Living in southeastern Michigan with their kids and cats, Kristen Remenar, is an author, librarian, and national speaker on early literacy; her husband, Matt Faulkner, is an award-winning author/illustrator of over 35 books for children. GROUNDHOG’S DILEMMA is their debut picture book together available through Charlesbridge Publishing.

The author and illustrator appeared at the Kerrytown Bookfest and talked about their process working as a husband/wife picture book team, showed some of “Groundhog’s Dilemma’s” original art and shared why they love creating children’s books: “We love to tell stories- both in words and pictures. It’s something we’ve done for as long as we can remember. And, honestly, to say that we love to tell stories doesn’t really cover what we feel about the process of creating,” says Remenar, “It’s like saying “I love to breathe!” or “I love to eat chocolate!” These are essentials, right? For us, making stories and pictures is essential. Just like breathing and chocolate.”

Giddy-Up, Buckaroos

“This year, I will focus on my second published book, Giddy-Up, Buckaroos, which just came out in March – it features a sibling pair with vivid, ‘wild west’ imaginations, and a bit of Spanish vocabulary,” says GIDDY-UP, BUCKAROOS author Shanda Trent, who has lived in Ann Arbor since 1984. “They have their own rodeo, barrel racing around potted plants and lassoing a cow. Well, a cat, actually, but don’t tell the Buckaroos.”

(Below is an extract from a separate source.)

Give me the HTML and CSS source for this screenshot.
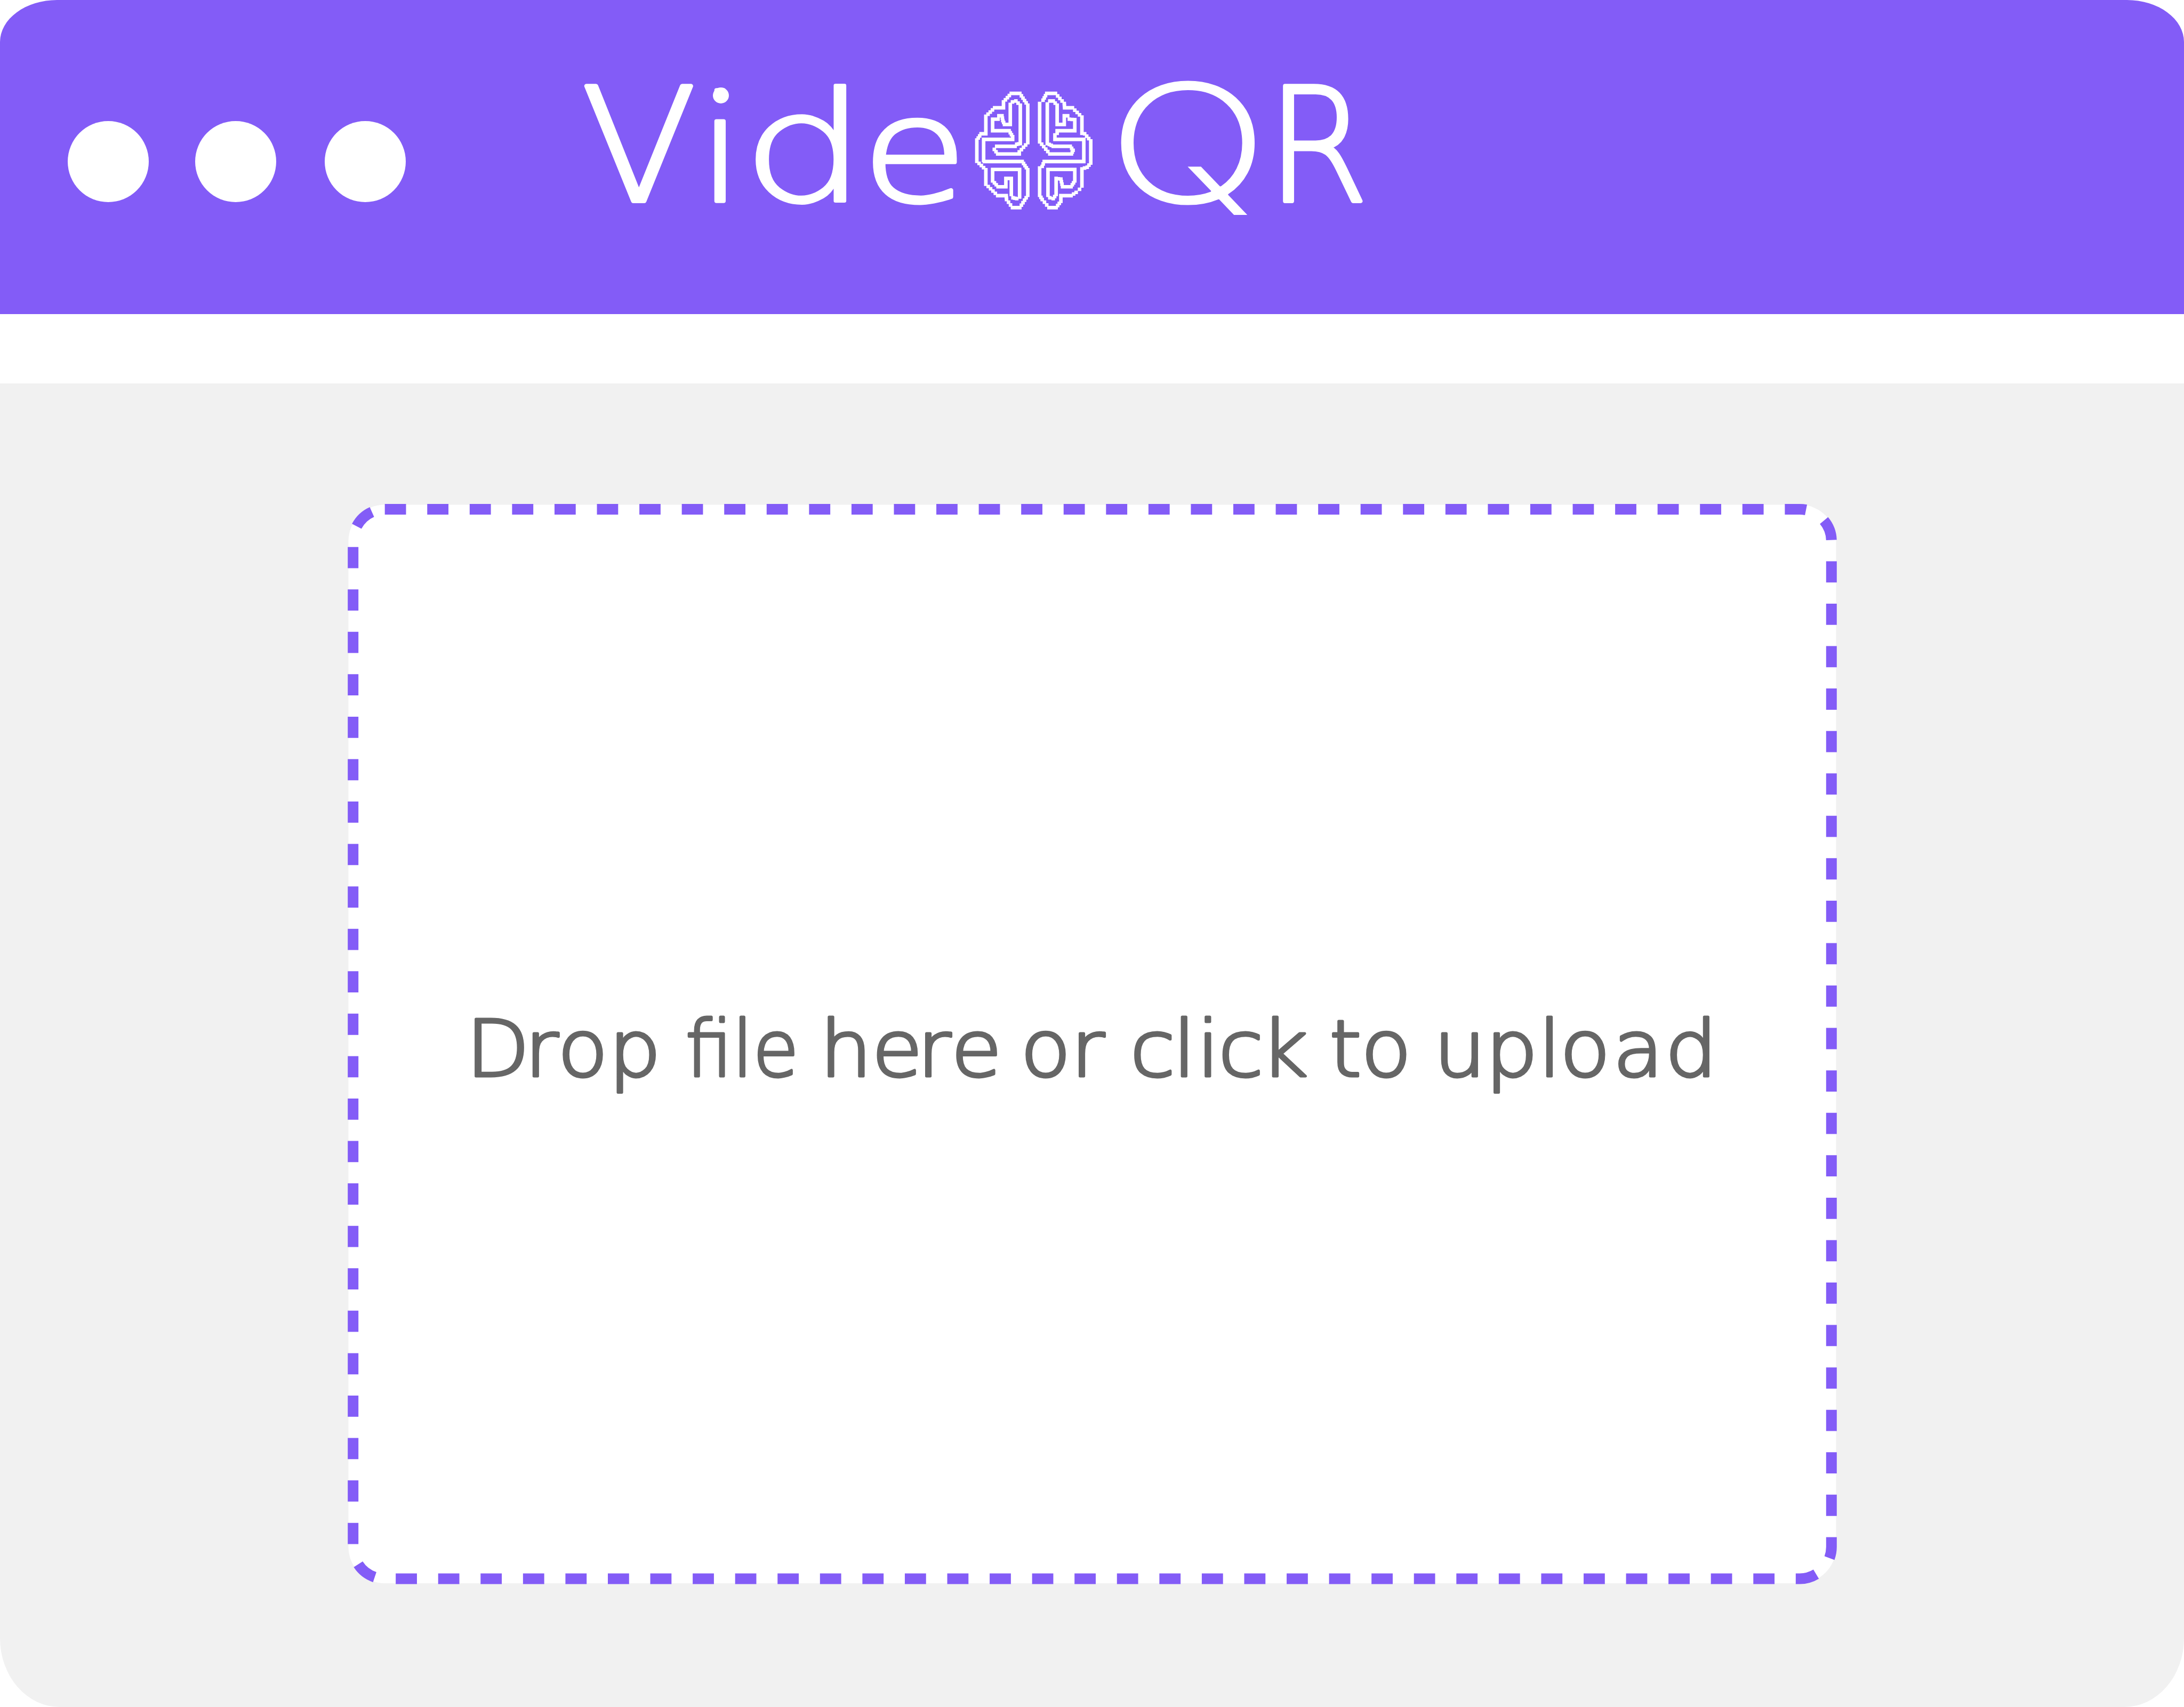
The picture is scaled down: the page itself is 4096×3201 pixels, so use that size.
FILE: index.html
```html
<!DOCTYPE html>
<html lang="en">
<head>
<meta charset="utf-8">
<title>VideoQR</title>
<link rel="stylesheet" href="styles.css">
</head>
<body>
<div class="window">
  <header class="titlebar">
    <div class="controls"><span class="dot"></span><span class="dot"></span><span class="dot"></span></div>
    <svg class="logo" viewBox="1060 40 1640 500">
      <g class="letters">
        <text transform="translate(1090.5 377) scale(1.065 1)">V</text>
        <text transform="translate(1310.5 377) scale(1 .925)">i</text>
        <circle cx="1352" cy="179" r="12"/>
        <text class="fine" transform="translate(1391.6 377) scale(1.245 .965)">d</text>
        <text transform="translate(1616 377) scale(1.09 .92)">e</text>
        <text class="q" transform="translate(2075 383) scale(1.275 1)">Q</text>
        <text transform="translate(2376.2 377) scale(.925 1)">R</text>
      </g>
      <g transform="translate(1814.5 157.6) scale(.3184)"><path id="brain" class="brain"/></g>
    </svg>
  </header>
  <main class="content">
    <svg class="dropzone" viewBox="651 945 2793 2026">
      <rect class="zone-fill" x="652.5" y="946.5" width="2790" height="2022.5" rx="68"/>
      <rect class="zone-border" x="661.2" y="955" width="2772.6" height="2005.5" rx="59.5"/>
      <g class="prompt" transform="scale(1.06 1)">
        <text y="2017.5"><tspan x="823.5 927.2 985.6 1076">Drop</tspan></text>
        <text transform="translate(1212 2017.5) scale(.9 1)">file</text>
        <text y="2017.5"><tspan x="1449.5 1541.6 1621.8 1681.8">here</tspan> <tspan x="1804.4 1893.3">or</tspan> <tspan x="1998.4 2074.3 2116.6 2154.6 2229">click</tspan> <tspan x="2351 2407">to</tspan> <tspan x="2535.5 2627.4 2720.7 2758.9 2852.8 2945">upload</tspan></text>
      </g>
    </svg>
  </main>
</div>
<script src="brain.js"></script>
</body>
</html>
```
FILE: styles.css
```css
body { margin: 0; background: #fff; }
.window { display: flex; flex-direction: column; gap: 130px; height: 3201px; }
.titlebar {
  box-sizing: border-box; height: 589px; background: #835cf7;
  border-radius: 107px 107px 0 0 / 79px 79px 0 0;
  display: flex; align-items: flex-start; padding-left: 127px;
}
.controls { display: flex; gap: 88px; padding-top: 226.5px; width: 933px; }
.dot { width: 152px; height: 152px; border-radius: 50%; background: #fff; flex: none; }
.dot:nth-child(2) { margin: 0 3px 0 -1px; }
.logo { width: 1640px; height: 500px; margin-top: 40px; overflow: visible; }
.letters text {
  font: 200 296px "DejaVu Sans", sans-serif; fill: #fff;
  stroke: #fff; stroke-width: 8; stroke-linejoin: round;
}
.letters circle { fill: #fff; stroke: #fff; stroke-width: 6; }
.letters .fine { stroke-width: 6; }
.letters .q { font: 300 316px Inter, sans-serif; stroke: #835cf7; stroke-width: 3; }
.brain { fill: #fff; }
.content {
  flex: 1; background: #f1f1f1; display: flex; justify-content: center;
  border-radius: 0 0 112px 112px / 0 0 129px 129px; padding-top: 226px;
}
.dropzone { width: 2793px; height: 2026px; }
.zone-fill { fill: #fff; }
.zone-border { fill: none; stroke: #835cf7; stroke-width: 20; stroke-dasharray: 39.783; }
.prompt text {
  font: 200 146px "DejaVu Sans", sans-serif; fill: #666;
  stroke: #666; stroke-width: 5; stroke-linejoin: round;
}
```
FILE: brain.js
```js
// Each closed outline of the maze-like brain, stamped with square pixels.
const outlines = [
  '258,55 308,55 355,125 355,345 305,400 305,412 178,412 158,385 172,367 280,367 290,355 311,350 311,125 285,100 265,105 252,120 252,238 218,238 208,215 203,187 185,187 180,207 148,207 148,275 245,275 266,310 266,326 95,326 95,450 100,456 322,456 355,505 355,655 308,728 265,728 230,680 228,657 178,657 108,590 108,505 55,455 55,330 80,293 108,293 108,190 160,140 212,140 212,105',
  '148,503 307,503 307,665 290,675 268,670 258,650 258,556 226,556 226,605 180,605 148,570',
  '467,55 518,55 570,115 572,140 618,140 674,195 674,290 690,293 726,335 726,465 705,490 674,500 674,600 660,620 640,638 610,657 550,657 550,690 522,728 480,728 440,680 425,655 425,495 440,485 452,456 685,456 685,326 515,326 515,300 528,290 528,275 632,275 632,210 600,207 590,187 570,187 570,238 528,238 528,125 505,100 485,100 470,118 470,350 505,367 605,367 622,390 612,412 485,412 425,340 425,115 445,95',
  '474,503 632,503 632,570 610,605 560,605 550,560 522,556 522,650 505,675 485,670 474,655'
];
const size = 21, step = 14;
let d = '';
for (const outline of outlines) {
  const pts = outline.split(' ').map(p => p.split(',').map(Number));
  pts.forEach(([x, y], i) => {
    const [u, v] = pts[(i + 1) % pts.length];
    const n = Math.max(1, Math.round(Math.max(Math.abs(u - x), Math.abs(v - y)) / step));
    for (let k = 0; k < n; k++) {
      const cx = x + (u - x) * k / n, cy = y + (v - y) * k / n;
      d += `M${cx - size / 2} ${cy - size / 2}h${size}v${size}h${-size}z`;
    }
  });
}
document.getElementById('brain').setAttribute('d', d);
```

Giddy-up, Buckaroos was inspired by Trent’s friend’s kids. One night, just before bedtime, “she messaged me that her house looked like a tornado had blown through.” According to Trent, the image of a dusty desert image popped into her head, so she messaged her friend back: “Go tuck those little tumbleweeds in.” Thus, a children’s book was born.

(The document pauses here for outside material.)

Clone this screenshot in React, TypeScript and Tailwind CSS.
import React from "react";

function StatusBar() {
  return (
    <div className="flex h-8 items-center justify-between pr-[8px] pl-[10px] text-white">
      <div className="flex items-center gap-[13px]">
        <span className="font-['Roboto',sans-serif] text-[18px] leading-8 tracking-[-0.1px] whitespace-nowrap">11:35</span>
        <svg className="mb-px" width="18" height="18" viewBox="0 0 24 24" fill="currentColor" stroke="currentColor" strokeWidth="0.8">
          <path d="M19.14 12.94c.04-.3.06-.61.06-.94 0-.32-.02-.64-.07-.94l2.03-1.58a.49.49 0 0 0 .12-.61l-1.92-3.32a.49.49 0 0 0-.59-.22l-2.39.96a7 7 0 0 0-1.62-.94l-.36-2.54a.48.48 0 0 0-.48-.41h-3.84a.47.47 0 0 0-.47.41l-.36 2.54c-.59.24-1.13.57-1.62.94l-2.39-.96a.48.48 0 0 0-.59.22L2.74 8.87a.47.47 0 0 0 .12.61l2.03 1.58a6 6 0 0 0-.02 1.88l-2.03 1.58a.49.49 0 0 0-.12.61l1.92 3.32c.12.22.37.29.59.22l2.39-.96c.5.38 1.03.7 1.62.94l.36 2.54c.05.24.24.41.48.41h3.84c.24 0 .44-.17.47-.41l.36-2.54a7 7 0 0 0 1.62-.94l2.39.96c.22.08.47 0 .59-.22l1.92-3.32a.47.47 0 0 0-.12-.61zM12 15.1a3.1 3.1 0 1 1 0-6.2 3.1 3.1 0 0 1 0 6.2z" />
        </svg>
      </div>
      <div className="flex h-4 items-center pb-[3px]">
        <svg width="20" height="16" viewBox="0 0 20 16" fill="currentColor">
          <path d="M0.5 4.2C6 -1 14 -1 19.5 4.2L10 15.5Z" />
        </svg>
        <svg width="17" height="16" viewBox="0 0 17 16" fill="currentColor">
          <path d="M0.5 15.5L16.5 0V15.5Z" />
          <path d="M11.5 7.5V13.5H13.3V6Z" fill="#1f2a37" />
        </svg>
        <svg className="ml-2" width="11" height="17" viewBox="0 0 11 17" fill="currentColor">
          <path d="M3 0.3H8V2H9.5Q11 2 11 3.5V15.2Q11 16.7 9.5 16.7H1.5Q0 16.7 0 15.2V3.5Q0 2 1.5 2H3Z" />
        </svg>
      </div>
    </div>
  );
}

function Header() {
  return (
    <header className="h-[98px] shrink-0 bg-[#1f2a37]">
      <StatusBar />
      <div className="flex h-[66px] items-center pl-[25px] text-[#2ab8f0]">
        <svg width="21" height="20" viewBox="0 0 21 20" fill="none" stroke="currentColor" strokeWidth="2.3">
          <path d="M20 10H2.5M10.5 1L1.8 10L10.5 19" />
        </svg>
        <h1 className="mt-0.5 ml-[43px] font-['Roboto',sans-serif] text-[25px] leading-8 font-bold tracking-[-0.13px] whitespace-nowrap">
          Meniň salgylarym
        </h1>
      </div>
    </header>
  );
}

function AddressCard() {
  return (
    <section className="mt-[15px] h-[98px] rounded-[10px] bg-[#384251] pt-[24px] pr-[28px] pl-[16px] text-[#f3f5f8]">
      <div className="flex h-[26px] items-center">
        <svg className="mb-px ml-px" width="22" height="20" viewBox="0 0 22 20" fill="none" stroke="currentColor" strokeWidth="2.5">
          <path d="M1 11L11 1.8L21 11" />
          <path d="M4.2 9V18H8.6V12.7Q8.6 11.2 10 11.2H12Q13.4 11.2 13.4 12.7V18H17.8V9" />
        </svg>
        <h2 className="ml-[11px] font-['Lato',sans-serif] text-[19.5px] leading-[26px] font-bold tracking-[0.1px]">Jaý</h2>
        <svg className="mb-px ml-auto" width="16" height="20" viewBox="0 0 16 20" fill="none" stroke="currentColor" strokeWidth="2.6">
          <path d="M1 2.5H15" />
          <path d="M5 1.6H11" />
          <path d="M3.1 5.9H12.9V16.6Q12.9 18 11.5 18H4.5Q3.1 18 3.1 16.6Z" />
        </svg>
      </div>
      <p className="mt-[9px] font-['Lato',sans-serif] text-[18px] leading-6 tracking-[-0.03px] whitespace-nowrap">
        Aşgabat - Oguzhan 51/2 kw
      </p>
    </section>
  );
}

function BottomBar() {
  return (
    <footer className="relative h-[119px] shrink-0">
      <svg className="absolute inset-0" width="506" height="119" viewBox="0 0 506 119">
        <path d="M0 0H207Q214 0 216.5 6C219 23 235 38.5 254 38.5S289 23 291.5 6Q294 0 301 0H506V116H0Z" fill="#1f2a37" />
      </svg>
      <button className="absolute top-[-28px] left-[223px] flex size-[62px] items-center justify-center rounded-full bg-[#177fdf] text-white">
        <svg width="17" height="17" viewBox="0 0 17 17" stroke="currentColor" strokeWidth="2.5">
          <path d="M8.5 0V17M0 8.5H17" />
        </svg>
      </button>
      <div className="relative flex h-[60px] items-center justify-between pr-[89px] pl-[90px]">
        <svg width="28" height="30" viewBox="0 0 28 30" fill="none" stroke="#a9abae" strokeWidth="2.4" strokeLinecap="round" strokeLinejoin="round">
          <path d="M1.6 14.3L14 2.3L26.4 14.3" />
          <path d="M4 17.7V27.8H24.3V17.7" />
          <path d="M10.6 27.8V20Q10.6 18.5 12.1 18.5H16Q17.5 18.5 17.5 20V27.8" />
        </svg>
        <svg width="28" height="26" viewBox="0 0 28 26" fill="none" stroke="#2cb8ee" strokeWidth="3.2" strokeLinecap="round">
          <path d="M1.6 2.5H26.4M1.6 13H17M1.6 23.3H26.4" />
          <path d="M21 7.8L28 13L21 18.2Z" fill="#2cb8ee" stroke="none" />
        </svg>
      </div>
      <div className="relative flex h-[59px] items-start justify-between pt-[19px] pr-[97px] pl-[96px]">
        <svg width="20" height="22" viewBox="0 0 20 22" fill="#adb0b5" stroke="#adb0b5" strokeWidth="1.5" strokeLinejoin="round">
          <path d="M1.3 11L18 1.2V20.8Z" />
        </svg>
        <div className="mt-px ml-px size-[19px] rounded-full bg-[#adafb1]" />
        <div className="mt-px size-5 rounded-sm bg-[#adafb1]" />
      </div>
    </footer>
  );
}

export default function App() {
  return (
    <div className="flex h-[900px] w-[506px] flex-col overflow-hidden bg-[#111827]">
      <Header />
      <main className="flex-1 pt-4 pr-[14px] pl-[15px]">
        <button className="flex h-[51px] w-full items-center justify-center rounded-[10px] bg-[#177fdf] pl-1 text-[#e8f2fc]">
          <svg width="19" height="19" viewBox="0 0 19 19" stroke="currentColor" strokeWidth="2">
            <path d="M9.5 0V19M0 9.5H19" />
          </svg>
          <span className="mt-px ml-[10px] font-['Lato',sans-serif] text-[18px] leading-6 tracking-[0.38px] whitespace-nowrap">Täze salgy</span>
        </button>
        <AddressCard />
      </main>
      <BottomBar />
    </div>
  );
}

Shanda Trent says that she sat down and wrote the first of many, many drafts of the story, originally titled “Tumbleweed Twin” – and won a mentorship through SCBWI-Michigan (The Society of Children’s Book Writers and Illustrators), through which she had the privilege of working with mentor and fellow Michigan author Rhonda Gowler-Greene. Shanda Trent shared her book with excited children and their parents, alike, at the KerryTown Bookfest – and stayed long after to sign for autographs!